Владимиру Издебскому, который для отбора работ ездил в Рим, Париж, Мюнхен и Берлин, удалось отобрать для экспозиции работы самых передовых европейских художников. Дочь Издебского, Галина Владимировна Издебская-Причард, в своей статье «Владимир Алексеевич Издебский на родине и в изгнании. Страницы истории отечественного искусства» писала:
«Это были главным образом французские художники парижской школы, члены немецкой мюнхенской группы “Новая художественная ассоциация”, были и несколько итальянцев и представителей других национальностей. Группа развивающегося модернистского движения парижской школы даже теперь кажется очень представительной, начиная от неоимпрессиониста Синьяка, группы Наби, фовистов и кончая Браком, который уже тогда был кубистом и показал три пейзажа. Среди 37 французских художников (некоторые из них сейчас забыты, но некоторые и сегодня остаются светилами искусства начала ХХ в.) были Эмиль Бернар, Пьер Боннар, Жорж Брак, Феликс Валлоттон, Морис Вламинк, Эдуар Вюйар, Альбер Глез, Морис Дени, Кис Ван Донген, Мари Лорансен, Анри Манген, Альбер Марке, Анри Матисс, Жан Метценже, Одилон Редон, Жорж Руо, Анри Руссо, Поль Синьяк, Анри Ле Фоконье и Отон Фриез…»
Был представлен на «Салоне» и футурист Джакомо Балла.
Что касается русских художников, то Издебский постарался сбалансировать представляемых на «Салонах» авторов — наряду с «леваками» Давидом и Владимиром Бурлюками, Ильёй Машковым, Аристархом Лентуловым, Александрой Экстер, Алексеем Явленским, Василием Кандинским (работы Ларионова попали на выставку уже в Киеве, Гончаровой — в Петербурге) были представлены работы художников, входивших в привычные и признанные «Мир искусства», «Союз русских художников», Товарищество южнорусских художников.
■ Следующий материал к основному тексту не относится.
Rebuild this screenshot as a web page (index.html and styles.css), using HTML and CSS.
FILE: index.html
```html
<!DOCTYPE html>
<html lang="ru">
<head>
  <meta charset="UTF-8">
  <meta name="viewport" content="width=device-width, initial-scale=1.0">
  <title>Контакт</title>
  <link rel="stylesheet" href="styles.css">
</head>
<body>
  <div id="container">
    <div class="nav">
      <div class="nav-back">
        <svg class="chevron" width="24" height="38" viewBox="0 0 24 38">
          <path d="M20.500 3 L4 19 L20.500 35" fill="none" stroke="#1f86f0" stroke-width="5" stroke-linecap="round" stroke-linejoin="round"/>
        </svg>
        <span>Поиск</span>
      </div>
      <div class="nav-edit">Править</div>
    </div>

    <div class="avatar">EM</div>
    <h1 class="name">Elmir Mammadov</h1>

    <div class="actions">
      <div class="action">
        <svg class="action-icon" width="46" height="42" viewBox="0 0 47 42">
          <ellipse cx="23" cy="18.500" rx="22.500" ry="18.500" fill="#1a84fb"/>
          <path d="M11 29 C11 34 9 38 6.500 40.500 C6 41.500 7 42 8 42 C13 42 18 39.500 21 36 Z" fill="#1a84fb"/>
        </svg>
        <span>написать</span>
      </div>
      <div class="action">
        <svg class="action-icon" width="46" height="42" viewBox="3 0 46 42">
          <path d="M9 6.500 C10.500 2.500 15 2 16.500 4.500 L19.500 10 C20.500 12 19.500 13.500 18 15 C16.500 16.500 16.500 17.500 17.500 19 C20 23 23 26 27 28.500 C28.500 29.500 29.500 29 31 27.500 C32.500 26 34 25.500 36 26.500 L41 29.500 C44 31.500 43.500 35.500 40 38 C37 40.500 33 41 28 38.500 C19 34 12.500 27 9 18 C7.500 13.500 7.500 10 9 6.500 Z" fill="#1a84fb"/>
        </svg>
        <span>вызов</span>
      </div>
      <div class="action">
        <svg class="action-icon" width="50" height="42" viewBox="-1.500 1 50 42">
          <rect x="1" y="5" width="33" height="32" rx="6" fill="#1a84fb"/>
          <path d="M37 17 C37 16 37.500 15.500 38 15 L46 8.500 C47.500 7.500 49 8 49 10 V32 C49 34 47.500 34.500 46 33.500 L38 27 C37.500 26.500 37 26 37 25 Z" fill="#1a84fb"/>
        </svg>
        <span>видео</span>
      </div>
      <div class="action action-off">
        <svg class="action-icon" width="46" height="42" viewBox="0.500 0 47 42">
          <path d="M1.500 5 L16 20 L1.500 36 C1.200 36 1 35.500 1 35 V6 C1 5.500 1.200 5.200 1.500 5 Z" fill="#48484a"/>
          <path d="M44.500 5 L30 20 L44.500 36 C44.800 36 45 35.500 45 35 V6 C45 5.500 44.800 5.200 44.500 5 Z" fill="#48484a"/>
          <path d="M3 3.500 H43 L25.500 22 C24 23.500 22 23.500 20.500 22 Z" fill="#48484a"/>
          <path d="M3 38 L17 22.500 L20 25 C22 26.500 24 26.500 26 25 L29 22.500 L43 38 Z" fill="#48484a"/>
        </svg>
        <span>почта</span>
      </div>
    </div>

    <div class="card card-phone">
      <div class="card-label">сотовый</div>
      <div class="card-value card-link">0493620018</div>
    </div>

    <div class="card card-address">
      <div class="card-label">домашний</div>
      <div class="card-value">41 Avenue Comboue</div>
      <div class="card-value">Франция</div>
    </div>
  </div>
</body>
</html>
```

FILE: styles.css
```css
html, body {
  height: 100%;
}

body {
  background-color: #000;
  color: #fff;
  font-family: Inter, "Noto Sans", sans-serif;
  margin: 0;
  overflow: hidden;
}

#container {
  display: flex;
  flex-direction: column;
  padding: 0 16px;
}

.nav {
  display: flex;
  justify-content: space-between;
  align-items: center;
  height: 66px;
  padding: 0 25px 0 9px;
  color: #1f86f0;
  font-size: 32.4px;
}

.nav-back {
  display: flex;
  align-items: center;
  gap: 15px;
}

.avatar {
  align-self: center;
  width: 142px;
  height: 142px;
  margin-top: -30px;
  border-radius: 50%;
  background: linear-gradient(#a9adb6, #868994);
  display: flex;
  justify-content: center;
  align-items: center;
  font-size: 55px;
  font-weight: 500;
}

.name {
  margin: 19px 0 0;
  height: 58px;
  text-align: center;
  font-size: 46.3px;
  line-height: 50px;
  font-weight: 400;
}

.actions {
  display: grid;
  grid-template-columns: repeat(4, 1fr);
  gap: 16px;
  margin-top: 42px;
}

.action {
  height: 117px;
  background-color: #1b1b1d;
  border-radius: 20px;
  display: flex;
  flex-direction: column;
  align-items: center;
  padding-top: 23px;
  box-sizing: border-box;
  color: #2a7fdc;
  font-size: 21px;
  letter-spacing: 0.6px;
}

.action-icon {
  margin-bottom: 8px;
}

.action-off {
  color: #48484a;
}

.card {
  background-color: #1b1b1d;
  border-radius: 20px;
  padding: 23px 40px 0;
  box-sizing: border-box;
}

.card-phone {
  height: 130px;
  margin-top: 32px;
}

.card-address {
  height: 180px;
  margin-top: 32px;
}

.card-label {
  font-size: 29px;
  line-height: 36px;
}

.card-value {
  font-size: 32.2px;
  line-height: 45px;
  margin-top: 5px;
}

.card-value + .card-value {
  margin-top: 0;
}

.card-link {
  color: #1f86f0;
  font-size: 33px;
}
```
Однако, как и следовало ожидать, именно работы «леваков» вызвали наибольшее внимание и даже скандалы. «Незнакомец» (Б. Д. Флит) в статье «Наброски на лету» («Одесские новости», 5.12.1909) писал: «В “Салоне” три разряда: Правые, средние и левые картины… Правыми публика любуется, средними восхищается, левых — не понимает».
Первый «Салон» открылся в бывшем помещении Литературно-артистического общества — дворце князя Гагарина и проработал в Одессе до 24 января 1910 года. Давид Бурлюк был представлен на первом «Салоне» восемью работами, значившимися в каталоге под № 62–69: «Портрет», «Сирень», «Сад», «Весна», «Весенний свет», «Аллея», «Nature morte» и «Лето», причём последняя была указана как собственность Владимира Издебского. Владимир представил три работы, обозначенные как «витражи»: «Рай», «Павлин» и «Ландшафт» (№ 70–72). Кроме того, на «Салоне» экспонировались семь работ — в основном этюды — мамы многочисленного семейства Бурлюков, Людмилы Иосифовны, которая выставлялась под девичьей фамилией Михневич. Её работы значатся под № 491–497. Для неё это была первая серьёзная выставка.
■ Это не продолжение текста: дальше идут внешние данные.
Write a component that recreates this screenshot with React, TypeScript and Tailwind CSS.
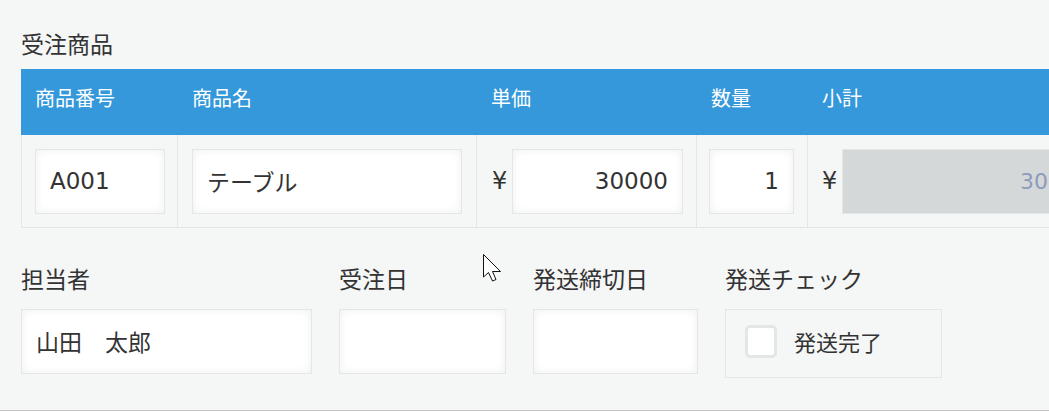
import React from 'react';

const font = { fontFamily: '"Noto Sans CJK JP", "Noto Sans", sans-serif' };
const latin = { fontFamily: '"DejaVu Sans", "Noto Sans CJK JP", sans-serif' };

const inputCls =
  'h-[65px] bg-white border border-[#e3e7e8] shadow-[inset_0_0_8px_rgba(0,0,0,0.07)] px-[14px] flex items-center text-[23px] text-[#333]';

const columns = [
  { label: '商品番号', w: 'w-[157px]' },
  { label: '商品名', w: 'w-[299px]' },
  { label: '単価', w: 'w-[220px]' },
  { label: '数量', w: 'w-[111px]' },
  { label: '小計', w: 'w-[320px]' },
];

const Cursor = () => (
  <svg className="absolute left-[483px] top-[254px]" width="20" height="29" viewBox="0 0 20 29">
    <path
      d="M0.5 0.5 L0.5 23 L5.5 18.5 L9.5 27 L13 25.5 L9.5 17.5 L17.5 17.5 Z"
      fill="#fff"
      stroke="#111"
      strokeWidth="1"
      strokeLinejoin="miter"
    />
  </svg>
);

const Field = ({ label, w, children }: { label: string; w: string; children?: React.ReactNode }) => (
  <div className={`${w} shrink-0 flex flex-col`}>
    <div className="text-[23px] leading-[32px] text-[#333] whitespace-nowrap">{label}</div>
    <div className={`${inputCls} mt-[15px]`}>{children}</div>
  </div>
);

export default function App() {
  return (
    <div
      className="relative w-full h-[411px] overflow-hidden bg-[#f5f6f6] border-b border-[#c4c4c4] pl-[21px] pt-[27px]"
      style={font}
    >
      <div className="text-[23px] leading-[32px] text-[#333]">受注商品</div>

      {/* table */}
      <div className="mt-[10px] w-[1107px]">
        <div className="flex h-[66px] bg-[#3498db]">
          {columns.map((c) => (
            <div key={c.label} className={`${c.w} shrink-0 flex items-center pl-[14px] pb-[8px] text-[20px] text-white`}>
              {c.label}
            </div>
          ))}
        </div>
        <div className="flex h-[93px] border-b border-l border-[#e3e7e8]">
          <div className="w-[156px] shrink-0 flex items-center pl-[13px] border-r border-[#e3e7e8]">
            <div className={`${inputCls} w-[130px] text-[22px]`} style={latin}>A001</div>
          </div>
          <div className="w-[299px] shrink-0 flex items-center pl-[14px] border-r border-[#e3e7e8]">
            <div className={`${inputCls} w-[270px]`}>テーブル</div>
          </div>
          <div className="w-[220px] shrink-0 flex items-center pl-[15px] border-r border-[#e3e7e8]">
            <span className="text-[24px] text-[#333] w-[20px]" style={latin}>¥</span>
            <div className={`${inputCls} w-[171px] justify-end text-[22px]`} style={latin}>30000</div>
          </div>
          <div className="w-[111px] shrink-0 flex items-center pl-[12px] border-r border-[#e3e7e8]">
            <div className={`${inputCls} w-[85px] justify-end text-[22px]`} style={latin}>1</div>
          </div>
          <div className="w-[330px] shrink-0 flex items-center pl-[14px]">
            <span className="text-[24px] text-[#333] w-[20px]" style={latin}>¥</span>
            <div
              className="h-[65px] w-[263px] shrink-0 bg-[#d5d8d9] border border-[#e3e7e8] px-[14px] flex items-center justify-end text-[22px] text-[#8e9bbb]"
              style={latin}
            >
              30000
            </div>
          </div>
        </div>
      </div>

      {/* lower fields */}
      <div className="flex items-start gap-[27px] mt-[34px]">
        <Field label="担当者" w="w-[291px]">山田　太郎</Field>
        <Field label="受注日" w="w-[167px]" />
        <Field label="発送締切日" w="w-[165px]" />
        <div className="w-[217px] shrink-0 flex flex-col">
          <div className="text-[23px] leading-[32px] text-[#333] whitespace-nowrap">発送チェック</div>
          <div className="mt-[15px] h-[69px] border border-[#e3e7e8] flex items-center pl-[19px] pb-[4px]">
            <div className="w-[32px] h-[33px] rounded-[5px] border-[3px] border-[#e4e6e6] bg-white" />
            <span className="ml-[17px] text-[22px] text-[#333]">発送完了</span>
          </div>
        </div>
      </div>

      <Cursor />
    </div>
  );
}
Разумеется, не обошлось без скандала. 6 декабря на выставку пришёл «отец» южнорусских художников Кириак Костанди, у которого произошла словесная перепалка с Издебским. На замечания Костанди о развеске Издебский заметил, что не тому судить об этом — он ведь «академист». В ответ Костанди в повышенном тоне наградил Издебского нелестными эпитетами. В результате Издебский обратился за защитой к третейскому суду. До суда дело не дошло — Костанди принёс свои извинения. Похожий конфликт произошёл и в Петербурге — с участием ещё одного патриарха, Ильи Ефимовича Репина. Приглашённый на выставку Издебским, он был взбешён «левой» живописью и даже опубликовал в «Биржевых ведомостях» резко негативную статью.
Столичная критика вообще отнеслась к своим гораздо резче, чем к французам. Вот что писали о Бурлюках: «Много старых знакомцев: братья Бурлюки тоже здесь, но у импрессионистов они являются премьерами, а в “Салоне” Издебский запрятал их подальше, где-то в полутёмках. Бурлюки нужны, как острая приправа, как перец кайенский, но всяк знай своё место. И в то же время справедливость требует отметить, что Бурлюки представлены здесь куда выгоднее, чем у импрессионистов. Там они дошли до крайней точки одичания. А здесь плетутся в арьергарде за Явленскими, Ларионовыми и компанией».
Под «импрессионистами» имелась в виду прошедшая в марте — апреле в Петербурге одноимённая выставка, на которой совместно выступили группы «Треугольник» и «Венок-Стефанос». Но до этого Бурлюки успели съездить в Чернянку. Увиденные Давидом Бурлюком в Одессе работы французских художников произвели на него большое впечатление. Он пишет Николаю Кульбину в Петербург (6 декабря 1909 года): «Выставка очень интересна — так много милых французов — прекрасный Ван Донген, Брак, Руссо, Вламинк, Манген, и мн. др. <…> Приехали в деревню поработать до января — ужасно хочется (после французов)».